Exercise objective: Below is some material; set it all down exactly, apart from the pictures.

------------------------------------------------------------

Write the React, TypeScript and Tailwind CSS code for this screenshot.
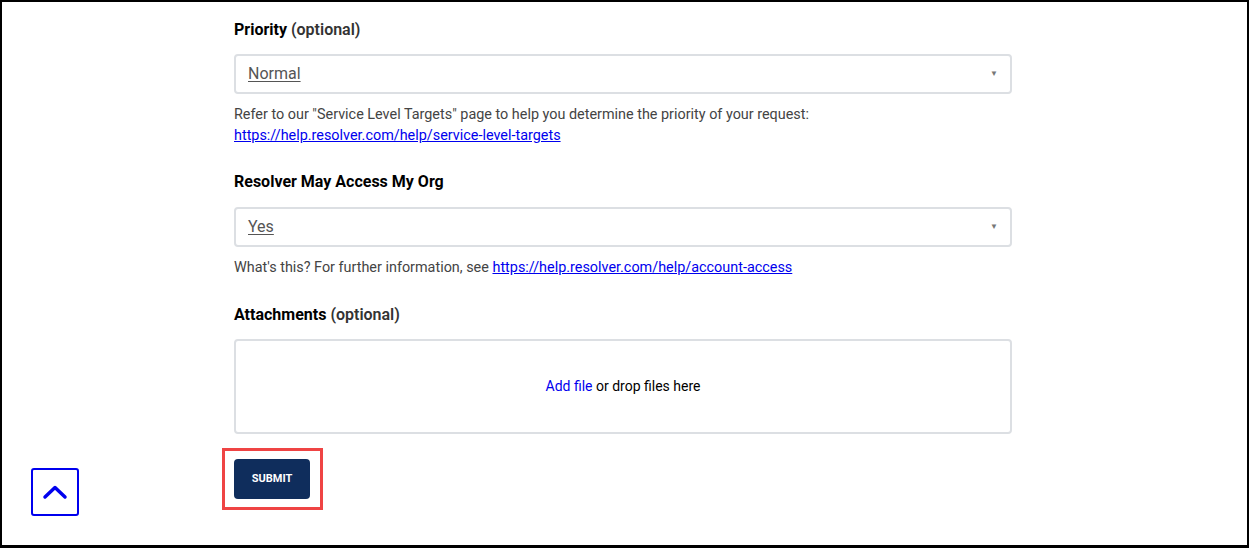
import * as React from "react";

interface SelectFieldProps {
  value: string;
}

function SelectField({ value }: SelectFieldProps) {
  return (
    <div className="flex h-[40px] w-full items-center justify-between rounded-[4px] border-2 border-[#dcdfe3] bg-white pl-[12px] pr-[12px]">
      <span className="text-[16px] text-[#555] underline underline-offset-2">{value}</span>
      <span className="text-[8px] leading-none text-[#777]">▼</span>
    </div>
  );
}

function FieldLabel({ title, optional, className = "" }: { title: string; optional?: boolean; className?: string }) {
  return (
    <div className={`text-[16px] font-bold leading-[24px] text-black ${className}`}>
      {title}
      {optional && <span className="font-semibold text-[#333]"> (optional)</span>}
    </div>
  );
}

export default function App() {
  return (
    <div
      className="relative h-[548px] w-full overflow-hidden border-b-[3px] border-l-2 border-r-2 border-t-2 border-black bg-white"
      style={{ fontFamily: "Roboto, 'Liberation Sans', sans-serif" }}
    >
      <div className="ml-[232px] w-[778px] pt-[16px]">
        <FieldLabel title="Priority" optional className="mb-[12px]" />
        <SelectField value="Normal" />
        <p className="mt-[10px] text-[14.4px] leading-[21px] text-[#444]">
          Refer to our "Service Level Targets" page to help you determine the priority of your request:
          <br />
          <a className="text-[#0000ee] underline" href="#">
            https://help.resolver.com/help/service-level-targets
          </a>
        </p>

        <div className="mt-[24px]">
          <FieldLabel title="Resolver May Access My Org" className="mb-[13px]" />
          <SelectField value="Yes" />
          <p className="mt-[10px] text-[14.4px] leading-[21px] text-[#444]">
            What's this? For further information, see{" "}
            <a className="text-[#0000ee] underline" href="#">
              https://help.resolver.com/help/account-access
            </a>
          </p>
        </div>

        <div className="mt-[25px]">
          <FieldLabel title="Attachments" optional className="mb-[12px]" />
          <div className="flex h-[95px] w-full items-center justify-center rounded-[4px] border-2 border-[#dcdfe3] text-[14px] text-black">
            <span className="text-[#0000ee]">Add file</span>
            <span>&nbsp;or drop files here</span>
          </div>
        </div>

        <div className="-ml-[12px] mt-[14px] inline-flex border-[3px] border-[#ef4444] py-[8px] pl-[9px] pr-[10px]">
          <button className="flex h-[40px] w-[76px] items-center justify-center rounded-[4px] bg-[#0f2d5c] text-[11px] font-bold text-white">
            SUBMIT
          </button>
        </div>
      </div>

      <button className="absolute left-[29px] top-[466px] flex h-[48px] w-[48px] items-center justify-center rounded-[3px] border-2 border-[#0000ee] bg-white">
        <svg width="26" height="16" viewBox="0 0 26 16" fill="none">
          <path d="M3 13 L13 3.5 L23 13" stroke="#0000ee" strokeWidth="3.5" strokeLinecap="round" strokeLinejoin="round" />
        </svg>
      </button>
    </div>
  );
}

------------------------------------------------------------

Result:
Write the React, TypeScript and Tailwind CSS code for this screenshot.
import * as React from "react";

interface SelectFieldProps {
  value: string;
}

function SelectField({ value }: SelectFieldProps) {
  return (
    <div className="flex h-[40px] w-full items-center justify-between rounded-[4px] border-2 border-[#dcdfe3] bg-white pl-[12px] pr-[12px]">
      <span className="text-[16px] text-[#555] underline underline-offset-2">{value}</span>
      <span className="text-[8px] leading-none text-[#777]">▼</span>
    </div>
  );
}

function FieldLabel({ title, optional, className = "" }: { title: string; optional?: boolean; className?: string }) {
  return (
    <div className={`text-[16px] font-bold leading-[24px] text-black ${className}`}>
      {title}
      {optional && <span className="font-semibold text-[#333]"> (optional)</span>}
    </div>
  );
}

export default function App() {
  return (
    <div
      className="relative h-[548px] w-full overflow-hidden border-b-[3px] border-l-2 border-r-2 border-t-2 border-black bg-white"
      style={{ fontFamily: "Roboto, 'Liberation Sans', sans-serif" }}
    >
      <div className="ml-[232px] w-[778px] pt-[16px]">
        <FieldLabel title="Priority" optional className="mb-[12px]" />
        <SelectField value="Normal" />
        <p className="mt-[10px] text-[14.4px] leading-[21px] text-[#444]">
          Refer to our "Service Level Targets" page to help you determine the priority of your request:
          <br />
          <a className="text-[#0000ee] underline" href="#">
            https://help.resolver.com/help/service-level-targets
          </a>
        </p>

        <div className="mt-[24px]">
          <FieldLabel title="Resolver May Access My Org" className="mb-[13px]" />
          <SelectField value="Yes" />
          <p className="mt-[10px] text-[14.4px] leading-[21px] text-[#444]">
            What's this? For further information, see{" "}
            <a className="text-[#0000ee] underline" href="#">
              https://help.resolver.com/help/account-access
            </a>
          </p>
        </div>

        <div className="mt-[25px]">
          <FieldLabel title="Attachments" optional className="mb-[12px]" />
          <div className="flex h-[95px] w-full items-center justify-center rounded-[4px] border-2 border-[#dcdfe3] text-[14px] text-black">
            <span className="text-[#0000ee]">Add file</span>
            <span>&nbsp;or drop files here</span>
          </div>
        </div>

        <div className="-ml-[12px] mt-[14px] inline-flex border-[3px] border-[#ef4444] py-[8px] pl-[9px] pr-[10px]">
          <button className="flex h-[40px] w-[76px] items-center justify-center rounded-[4px] bg-[#0f2d5c] text-[11px] font-bold text-white">
            SUBMIT
          </button>
        </div>
      </div>

      <button className="absolute left-[29px] top-[466px] flex h-[48px] w-[48px] items-center justify-center rounded-[3px] border-2 border-[#0000ee] bg-white">
        <svg width="26" height="16" viewBox="0 0 26 16" fill="none">
          <path d="M3 13 L13 3.5 L23 13" stroke="#0000ee" strokeWidth="3.5" strokeLinecap="round" strokeLinejoin="round" />
        </svg>
      </button>
    </div>
  );
}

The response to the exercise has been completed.